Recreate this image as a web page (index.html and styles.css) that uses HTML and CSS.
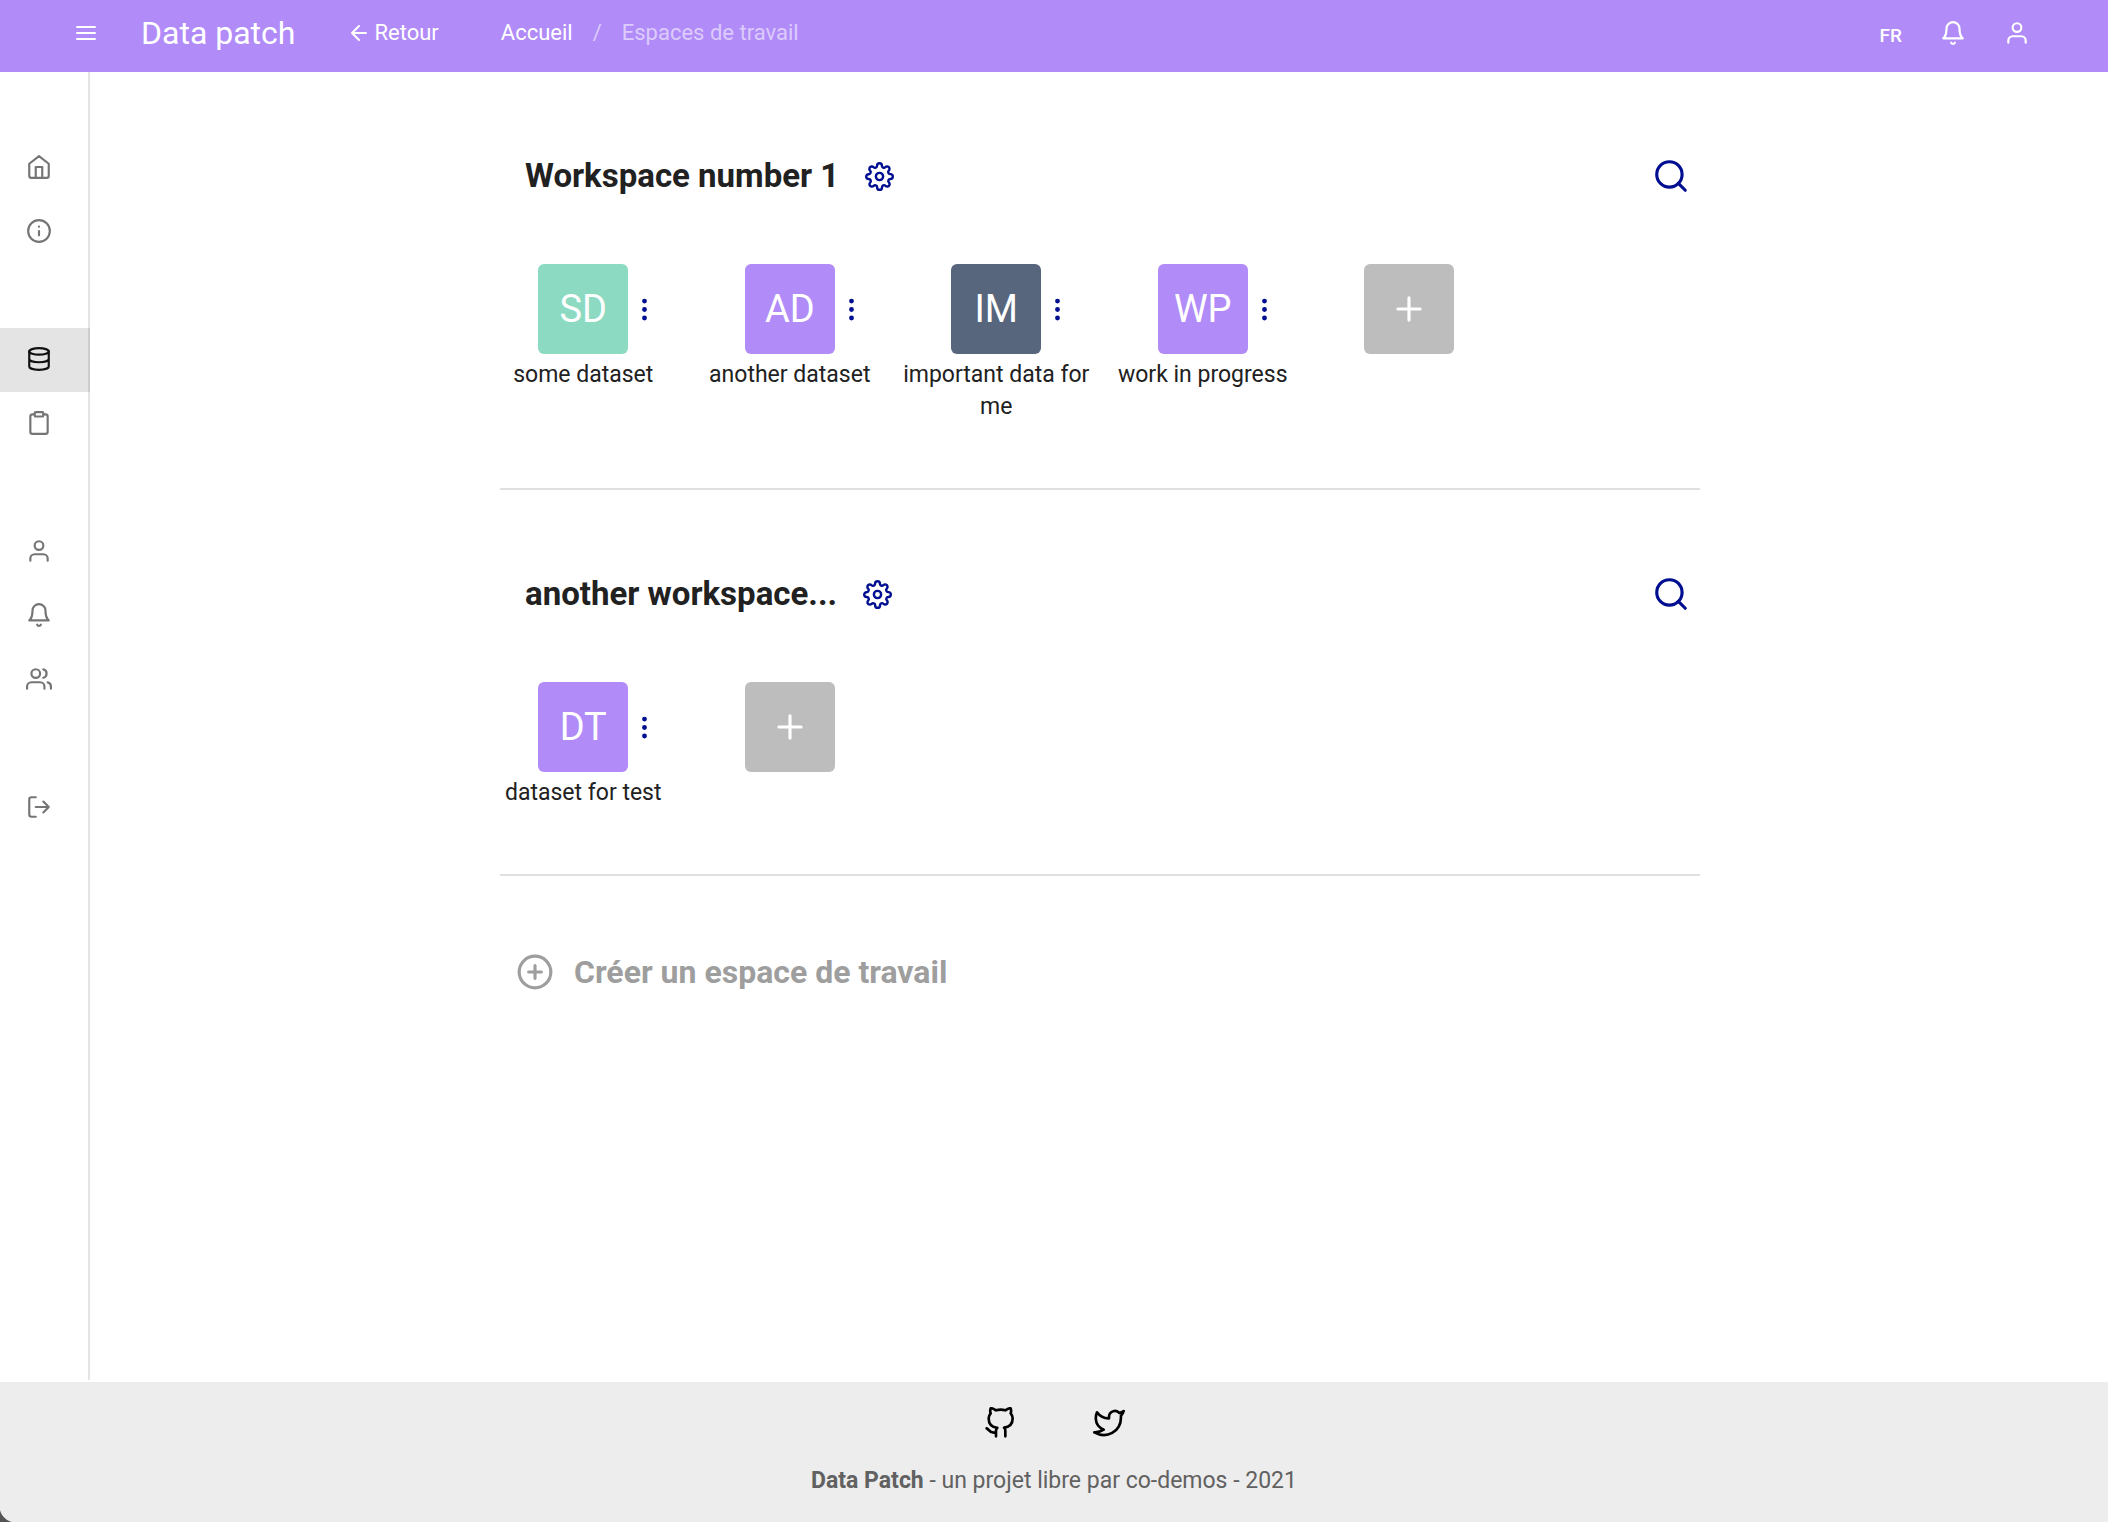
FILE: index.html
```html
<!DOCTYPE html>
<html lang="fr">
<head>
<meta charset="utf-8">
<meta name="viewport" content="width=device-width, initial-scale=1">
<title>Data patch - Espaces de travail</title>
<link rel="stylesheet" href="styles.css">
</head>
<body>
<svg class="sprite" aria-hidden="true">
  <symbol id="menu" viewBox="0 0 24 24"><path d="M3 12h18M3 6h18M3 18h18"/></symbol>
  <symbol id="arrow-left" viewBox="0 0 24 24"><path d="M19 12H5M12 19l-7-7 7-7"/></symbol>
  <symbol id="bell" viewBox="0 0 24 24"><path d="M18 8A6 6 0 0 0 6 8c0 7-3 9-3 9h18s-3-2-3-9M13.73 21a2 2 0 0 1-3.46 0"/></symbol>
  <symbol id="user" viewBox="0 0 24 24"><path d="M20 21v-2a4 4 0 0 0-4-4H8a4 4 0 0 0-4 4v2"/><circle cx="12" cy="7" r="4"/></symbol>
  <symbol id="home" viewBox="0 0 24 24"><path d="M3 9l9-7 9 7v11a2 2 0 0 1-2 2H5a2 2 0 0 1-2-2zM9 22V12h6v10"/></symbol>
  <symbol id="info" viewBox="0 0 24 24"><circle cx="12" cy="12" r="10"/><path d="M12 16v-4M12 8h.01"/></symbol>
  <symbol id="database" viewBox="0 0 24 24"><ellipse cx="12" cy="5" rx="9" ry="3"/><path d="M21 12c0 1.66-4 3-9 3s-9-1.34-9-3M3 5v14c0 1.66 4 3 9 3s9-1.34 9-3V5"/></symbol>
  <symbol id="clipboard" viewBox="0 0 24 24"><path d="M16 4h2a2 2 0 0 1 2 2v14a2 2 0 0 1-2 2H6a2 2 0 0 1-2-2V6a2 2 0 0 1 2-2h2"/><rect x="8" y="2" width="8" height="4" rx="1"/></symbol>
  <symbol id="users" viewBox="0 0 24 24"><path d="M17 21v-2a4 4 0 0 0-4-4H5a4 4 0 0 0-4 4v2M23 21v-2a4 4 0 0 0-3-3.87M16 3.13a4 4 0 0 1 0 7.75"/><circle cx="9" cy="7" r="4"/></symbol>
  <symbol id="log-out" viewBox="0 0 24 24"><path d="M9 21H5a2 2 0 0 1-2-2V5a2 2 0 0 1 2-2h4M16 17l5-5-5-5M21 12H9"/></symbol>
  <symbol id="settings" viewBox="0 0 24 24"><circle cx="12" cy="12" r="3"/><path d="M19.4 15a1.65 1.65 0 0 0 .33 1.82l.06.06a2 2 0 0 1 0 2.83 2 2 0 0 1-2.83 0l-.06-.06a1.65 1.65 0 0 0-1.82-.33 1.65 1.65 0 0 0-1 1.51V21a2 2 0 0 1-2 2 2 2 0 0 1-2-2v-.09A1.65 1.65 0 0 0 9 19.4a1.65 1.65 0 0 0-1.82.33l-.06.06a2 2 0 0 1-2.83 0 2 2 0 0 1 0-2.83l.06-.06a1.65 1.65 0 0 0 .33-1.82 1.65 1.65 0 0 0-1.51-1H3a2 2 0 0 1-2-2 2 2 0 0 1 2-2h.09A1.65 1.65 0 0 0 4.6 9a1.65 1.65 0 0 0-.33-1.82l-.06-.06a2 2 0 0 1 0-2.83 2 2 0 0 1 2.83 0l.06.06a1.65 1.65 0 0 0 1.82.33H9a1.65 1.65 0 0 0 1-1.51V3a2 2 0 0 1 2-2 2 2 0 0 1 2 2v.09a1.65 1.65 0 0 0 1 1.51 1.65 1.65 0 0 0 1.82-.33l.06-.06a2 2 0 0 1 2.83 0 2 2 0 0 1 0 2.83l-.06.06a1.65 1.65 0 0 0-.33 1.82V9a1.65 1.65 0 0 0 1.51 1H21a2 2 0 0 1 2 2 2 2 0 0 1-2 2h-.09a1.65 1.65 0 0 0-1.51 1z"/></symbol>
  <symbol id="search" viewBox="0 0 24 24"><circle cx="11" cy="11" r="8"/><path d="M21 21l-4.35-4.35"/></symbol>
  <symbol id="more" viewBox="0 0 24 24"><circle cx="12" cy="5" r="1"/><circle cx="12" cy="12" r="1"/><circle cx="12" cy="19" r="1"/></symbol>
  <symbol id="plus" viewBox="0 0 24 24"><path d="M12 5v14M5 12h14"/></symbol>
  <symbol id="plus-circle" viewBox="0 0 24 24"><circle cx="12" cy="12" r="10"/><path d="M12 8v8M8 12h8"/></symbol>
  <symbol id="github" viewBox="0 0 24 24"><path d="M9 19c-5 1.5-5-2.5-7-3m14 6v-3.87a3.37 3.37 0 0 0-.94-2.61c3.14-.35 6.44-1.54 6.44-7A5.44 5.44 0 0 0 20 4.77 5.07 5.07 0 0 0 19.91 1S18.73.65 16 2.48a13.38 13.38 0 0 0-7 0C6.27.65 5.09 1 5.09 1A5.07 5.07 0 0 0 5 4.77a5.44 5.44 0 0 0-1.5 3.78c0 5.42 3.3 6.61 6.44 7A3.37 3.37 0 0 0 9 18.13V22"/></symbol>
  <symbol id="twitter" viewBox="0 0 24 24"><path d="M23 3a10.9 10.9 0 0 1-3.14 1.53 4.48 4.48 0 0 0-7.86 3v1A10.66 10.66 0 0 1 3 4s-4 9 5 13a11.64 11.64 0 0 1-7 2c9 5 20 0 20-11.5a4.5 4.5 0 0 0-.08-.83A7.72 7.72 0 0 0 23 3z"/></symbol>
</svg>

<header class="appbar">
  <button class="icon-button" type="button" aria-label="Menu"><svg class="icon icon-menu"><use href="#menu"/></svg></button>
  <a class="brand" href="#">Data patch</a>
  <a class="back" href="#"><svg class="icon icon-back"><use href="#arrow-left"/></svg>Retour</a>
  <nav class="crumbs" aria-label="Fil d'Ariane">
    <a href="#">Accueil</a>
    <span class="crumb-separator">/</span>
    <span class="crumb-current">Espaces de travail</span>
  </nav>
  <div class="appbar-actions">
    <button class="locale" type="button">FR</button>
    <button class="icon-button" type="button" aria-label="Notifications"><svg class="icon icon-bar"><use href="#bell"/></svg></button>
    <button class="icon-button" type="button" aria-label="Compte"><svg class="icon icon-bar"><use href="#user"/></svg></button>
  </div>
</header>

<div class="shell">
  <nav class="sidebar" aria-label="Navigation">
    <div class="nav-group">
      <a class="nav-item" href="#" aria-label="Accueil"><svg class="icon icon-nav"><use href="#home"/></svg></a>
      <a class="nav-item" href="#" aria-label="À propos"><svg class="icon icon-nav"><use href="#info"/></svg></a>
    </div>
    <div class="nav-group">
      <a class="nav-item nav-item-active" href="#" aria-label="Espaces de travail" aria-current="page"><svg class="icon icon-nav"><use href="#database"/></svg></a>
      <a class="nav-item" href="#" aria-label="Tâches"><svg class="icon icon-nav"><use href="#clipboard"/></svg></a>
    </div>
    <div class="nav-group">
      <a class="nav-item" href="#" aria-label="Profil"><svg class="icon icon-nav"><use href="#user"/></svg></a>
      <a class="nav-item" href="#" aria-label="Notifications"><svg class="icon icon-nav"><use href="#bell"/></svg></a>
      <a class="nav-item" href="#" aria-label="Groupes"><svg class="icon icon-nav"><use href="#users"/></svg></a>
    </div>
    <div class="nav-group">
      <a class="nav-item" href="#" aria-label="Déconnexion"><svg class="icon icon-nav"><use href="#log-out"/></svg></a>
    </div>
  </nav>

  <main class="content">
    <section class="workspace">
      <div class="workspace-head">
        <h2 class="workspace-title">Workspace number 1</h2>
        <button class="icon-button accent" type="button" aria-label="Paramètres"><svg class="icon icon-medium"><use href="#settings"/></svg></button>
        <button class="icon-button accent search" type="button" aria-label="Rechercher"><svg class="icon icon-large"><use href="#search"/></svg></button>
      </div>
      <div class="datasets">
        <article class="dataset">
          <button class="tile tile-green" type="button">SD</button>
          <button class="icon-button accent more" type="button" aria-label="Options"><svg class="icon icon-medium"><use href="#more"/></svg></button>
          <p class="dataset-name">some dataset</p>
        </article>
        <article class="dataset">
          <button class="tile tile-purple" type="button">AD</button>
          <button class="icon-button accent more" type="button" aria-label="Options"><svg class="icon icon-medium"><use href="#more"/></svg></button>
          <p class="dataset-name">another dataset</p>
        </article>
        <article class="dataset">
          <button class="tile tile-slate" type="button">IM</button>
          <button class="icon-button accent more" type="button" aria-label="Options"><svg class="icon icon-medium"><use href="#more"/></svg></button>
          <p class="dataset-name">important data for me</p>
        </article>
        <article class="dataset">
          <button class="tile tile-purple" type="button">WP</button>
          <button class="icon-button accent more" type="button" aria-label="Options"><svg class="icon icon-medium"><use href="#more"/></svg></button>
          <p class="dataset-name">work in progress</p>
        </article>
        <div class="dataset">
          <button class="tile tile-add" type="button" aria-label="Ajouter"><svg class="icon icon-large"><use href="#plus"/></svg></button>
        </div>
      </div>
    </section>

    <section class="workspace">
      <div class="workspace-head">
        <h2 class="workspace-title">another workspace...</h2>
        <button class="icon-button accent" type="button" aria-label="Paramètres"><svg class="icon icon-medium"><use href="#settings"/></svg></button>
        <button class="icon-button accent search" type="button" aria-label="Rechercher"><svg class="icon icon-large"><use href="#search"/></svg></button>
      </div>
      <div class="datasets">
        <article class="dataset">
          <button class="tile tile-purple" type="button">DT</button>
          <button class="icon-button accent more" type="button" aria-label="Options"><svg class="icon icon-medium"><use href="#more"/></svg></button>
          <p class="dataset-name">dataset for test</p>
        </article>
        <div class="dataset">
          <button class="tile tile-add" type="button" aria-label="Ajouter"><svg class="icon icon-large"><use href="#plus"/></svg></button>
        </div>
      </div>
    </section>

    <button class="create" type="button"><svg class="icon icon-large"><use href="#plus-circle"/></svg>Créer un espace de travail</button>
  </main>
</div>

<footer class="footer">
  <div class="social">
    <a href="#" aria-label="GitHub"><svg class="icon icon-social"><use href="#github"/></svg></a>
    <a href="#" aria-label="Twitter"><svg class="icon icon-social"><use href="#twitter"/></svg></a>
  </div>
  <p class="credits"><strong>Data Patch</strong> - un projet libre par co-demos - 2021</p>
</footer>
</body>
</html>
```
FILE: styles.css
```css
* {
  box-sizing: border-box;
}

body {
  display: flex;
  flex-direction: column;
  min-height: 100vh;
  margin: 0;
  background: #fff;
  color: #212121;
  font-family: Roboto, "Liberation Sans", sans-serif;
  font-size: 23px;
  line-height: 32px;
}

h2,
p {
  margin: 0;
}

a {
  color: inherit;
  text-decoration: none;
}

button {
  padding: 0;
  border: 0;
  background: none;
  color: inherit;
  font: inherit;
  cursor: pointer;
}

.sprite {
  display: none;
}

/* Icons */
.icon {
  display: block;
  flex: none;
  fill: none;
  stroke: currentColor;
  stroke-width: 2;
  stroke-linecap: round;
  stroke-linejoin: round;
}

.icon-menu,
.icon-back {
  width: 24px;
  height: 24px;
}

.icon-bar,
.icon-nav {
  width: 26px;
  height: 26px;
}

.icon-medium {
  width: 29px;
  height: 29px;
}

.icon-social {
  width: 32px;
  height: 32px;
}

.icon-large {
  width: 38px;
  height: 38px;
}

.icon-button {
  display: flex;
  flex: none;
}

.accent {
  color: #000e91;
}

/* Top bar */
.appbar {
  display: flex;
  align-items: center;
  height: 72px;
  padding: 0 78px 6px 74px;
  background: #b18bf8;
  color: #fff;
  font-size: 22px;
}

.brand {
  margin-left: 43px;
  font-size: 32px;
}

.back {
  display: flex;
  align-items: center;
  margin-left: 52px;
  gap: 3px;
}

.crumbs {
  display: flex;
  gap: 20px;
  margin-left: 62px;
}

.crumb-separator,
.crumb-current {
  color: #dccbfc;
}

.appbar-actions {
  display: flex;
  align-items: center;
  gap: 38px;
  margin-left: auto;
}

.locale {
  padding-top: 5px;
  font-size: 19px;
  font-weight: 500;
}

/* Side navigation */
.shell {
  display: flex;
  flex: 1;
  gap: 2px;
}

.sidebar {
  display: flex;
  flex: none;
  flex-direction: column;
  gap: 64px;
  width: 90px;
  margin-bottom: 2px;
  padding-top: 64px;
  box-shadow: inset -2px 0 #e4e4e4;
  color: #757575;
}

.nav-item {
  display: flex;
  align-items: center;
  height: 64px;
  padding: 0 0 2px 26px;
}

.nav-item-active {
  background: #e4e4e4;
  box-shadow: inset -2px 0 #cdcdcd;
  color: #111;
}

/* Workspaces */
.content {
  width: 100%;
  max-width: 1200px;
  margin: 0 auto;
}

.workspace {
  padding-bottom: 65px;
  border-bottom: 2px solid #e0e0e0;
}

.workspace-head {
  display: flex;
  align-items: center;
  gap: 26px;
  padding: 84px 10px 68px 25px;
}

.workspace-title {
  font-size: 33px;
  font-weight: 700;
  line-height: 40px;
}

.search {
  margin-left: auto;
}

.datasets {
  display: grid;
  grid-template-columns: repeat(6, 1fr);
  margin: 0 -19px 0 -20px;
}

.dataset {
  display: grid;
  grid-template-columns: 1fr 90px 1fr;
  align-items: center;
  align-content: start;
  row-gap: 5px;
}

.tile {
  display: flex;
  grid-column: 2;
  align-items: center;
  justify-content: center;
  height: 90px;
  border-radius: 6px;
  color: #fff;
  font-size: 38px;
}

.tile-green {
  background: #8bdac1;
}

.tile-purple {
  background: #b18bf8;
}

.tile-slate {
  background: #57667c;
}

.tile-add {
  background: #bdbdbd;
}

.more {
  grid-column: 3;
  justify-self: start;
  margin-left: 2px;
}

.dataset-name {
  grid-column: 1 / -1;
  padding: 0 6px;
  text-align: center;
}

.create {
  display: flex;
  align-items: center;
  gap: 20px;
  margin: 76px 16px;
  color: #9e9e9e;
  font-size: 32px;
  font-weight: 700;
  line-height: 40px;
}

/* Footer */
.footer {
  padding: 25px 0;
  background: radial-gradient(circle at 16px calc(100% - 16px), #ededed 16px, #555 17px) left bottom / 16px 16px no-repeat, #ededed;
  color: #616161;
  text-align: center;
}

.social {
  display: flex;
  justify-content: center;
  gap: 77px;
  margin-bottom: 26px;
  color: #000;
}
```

============================================================

Pull out each line of the listing that holds the string "index".

Recreate this image as a web page (index.html and styles.css) that uses HTML and CSS.
FILE: index.html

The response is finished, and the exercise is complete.